Nichteintretensantrag und Antrag auf Zweiteilung scheitern
Der Nichteintretensantrag der Grünen scheiterte jedoch schliesslich mit 88 zu 44 Stimmen. Auch ein Antrag der EVP, die Vorlage zweizuteilen, damit der Souverän im Fall einer Volks- abstimmung seinen Willen eindeutig bekunden könne, wurde abgelehnt. Die bürgerliche Mehrheit argumentierte, beides gehöre zusammen, damit würden Firmen und Privatpersonen entlastet.

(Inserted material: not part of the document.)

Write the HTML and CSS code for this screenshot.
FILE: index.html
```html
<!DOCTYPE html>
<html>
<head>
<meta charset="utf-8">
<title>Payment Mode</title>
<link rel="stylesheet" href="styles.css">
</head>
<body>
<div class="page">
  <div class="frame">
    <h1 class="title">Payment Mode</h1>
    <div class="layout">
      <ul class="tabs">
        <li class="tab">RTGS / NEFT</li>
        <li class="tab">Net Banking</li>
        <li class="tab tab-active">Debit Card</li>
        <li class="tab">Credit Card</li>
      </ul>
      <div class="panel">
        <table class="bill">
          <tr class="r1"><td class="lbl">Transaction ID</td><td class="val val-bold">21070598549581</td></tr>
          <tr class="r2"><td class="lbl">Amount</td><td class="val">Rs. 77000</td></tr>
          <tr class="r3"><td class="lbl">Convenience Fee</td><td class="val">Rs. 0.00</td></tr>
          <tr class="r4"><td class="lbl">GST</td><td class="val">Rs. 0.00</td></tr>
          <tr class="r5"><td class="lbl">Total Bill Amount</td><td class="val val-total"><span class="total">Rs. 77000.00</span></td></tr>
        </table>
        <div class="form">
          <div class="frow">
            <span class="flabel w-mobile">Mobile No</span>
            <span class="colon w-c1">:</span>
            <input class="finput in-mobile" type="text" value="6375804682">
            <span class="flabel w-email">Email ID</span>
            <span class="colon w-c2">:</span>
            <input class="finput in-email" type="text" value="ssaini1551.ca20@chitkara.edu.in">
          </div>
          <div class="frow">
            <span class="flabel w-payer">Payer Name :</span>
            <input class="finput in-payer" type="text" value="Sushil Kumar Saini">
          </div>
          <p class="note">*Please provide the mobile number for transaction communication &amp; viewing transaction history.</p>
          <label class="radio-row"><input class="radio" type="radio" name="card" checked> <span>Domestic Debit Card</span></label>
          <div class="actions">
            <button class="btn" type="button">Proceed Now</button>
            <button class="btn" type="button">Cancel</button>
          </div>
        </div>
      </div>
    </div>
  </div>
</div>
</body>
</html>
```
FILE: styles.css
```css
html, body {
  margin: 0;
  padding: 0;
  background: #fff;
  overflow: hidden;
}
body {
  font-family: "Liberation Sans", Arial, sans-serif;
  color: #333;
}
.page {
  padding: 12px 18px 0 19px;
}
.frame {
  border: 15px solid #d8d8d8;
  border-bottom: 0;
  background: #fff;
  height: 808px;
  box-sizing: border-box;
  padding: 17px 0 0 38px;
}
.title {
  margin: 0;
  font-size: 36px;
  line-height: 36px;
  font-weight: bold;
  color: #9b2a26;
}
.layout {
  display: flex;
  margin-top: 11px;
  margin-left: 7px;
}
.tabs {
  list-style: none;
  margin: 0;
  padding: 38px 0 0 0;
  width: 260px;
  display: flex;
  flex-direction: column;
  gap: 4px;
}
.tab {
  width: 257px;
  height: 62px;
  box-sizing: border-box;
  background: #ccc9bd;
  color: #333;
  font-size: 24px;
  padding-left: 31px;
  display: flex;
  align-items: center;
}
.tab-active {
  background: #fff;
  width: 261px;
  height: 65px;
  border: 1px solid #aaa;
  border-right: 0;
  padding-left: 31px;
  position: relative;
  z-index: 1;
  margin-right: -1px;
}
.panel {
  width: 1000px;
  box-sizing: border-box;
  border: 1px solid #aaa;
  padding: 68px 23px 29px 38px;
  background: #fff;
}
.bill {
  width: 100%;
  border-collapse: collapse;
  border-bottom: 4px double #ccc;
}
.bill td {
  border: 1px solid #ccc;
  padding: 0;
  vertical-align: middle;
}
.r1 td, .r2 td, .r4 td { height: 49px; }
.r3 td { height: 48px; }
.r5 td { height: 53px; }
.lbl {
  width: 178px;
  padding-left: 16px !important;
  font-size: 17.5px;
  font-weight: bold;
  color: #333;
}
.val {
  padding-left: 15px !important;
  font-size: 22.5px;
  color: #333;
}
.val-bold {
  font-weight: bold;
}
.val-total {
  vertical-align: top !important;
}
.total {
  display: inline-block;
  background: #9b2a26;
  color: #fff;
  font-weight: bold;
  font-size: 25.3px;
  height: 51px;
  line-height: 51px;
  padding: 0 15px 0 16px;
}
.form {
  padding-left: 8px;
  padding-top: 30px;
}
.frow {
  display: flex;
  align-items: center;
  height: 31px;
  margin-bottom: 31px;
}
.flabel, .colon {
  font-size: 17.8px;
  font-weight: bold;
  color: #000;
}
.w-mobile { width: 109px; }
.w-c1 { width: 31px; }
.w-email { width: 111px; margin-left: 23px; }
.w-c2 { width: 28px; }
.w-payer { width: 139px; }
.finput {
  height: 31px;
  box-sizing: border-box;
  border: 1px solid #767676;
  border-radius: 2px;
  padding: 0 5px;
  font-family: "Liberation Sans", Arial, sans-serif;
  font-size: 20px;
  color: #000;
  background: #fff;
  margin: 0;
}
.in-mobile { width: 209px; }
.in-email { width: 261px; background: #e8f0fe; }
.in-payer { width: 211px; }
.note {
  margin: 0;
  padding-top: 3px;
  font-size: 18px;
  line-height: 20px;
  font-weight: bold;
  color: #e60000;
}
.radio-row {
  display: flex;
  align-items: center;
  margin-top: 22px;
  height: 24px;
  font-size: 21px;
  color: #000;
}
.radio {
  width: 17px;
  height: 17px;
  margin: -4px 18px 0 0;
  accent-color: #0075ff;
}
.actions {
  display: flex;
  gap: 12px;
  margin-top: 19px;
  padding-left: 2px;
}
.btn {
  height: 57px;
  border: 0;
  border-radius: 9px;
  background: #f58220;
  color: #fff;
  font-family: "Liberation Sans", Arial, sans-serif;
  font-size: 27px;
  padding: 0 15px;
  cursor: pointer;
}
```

Man solle diese nicht gegeneinander ausspielen.
Gemeinden erwarten massive Zugeständnisse
Die Gemeinden erwarten massive Zugeständnisse, sagte Patrick Gosteli, (SVP) als neuer Präsident der Gemeindeammänner-Vereinigung (GAV). Man sei grundsätzlich für die Revision, doch der Zeitpunkt sei falsch. Verschiedene andere Bereiche belasteten die Gemeinden massiv, etwa steigende Pflegerestkosten. Die Vereinigung erwartet laut Gosteli eine aussagekräftige Gesamtschau für die zweite Beratung. In der Hoffnung auf eine markante finanzielle Entlastung werde man dann eine Zustimmung prüfen. In der jetzigen Form würde die Gemeinden die Vorlage bekämpfen.
Prüfungsaufträge an Regierung überwiesen
Der Rat überwies der Regierung schliesslich mehrere Prüfungsanträge. So muss diese für die zweite Beratung im Herbst beispielsweise genau ausrechnen, was die Senkungspläne für jede einzelne Gemeinde im Detail bedeuten und ob man ihre Ausfälle bei den Firmensteuern solange kompensieren soll, bis die von der Regierung erwarteten dynamischen Effekte eintreffen. Die Regierung dürfte die Botschaft für die zweite Beratung wohl schon im August vorlegen. Die Zeit drängt, weil die Vorlage nach dem Willen der Mehrheit im Rat schon Anfang 2022 in Kraft treten soll.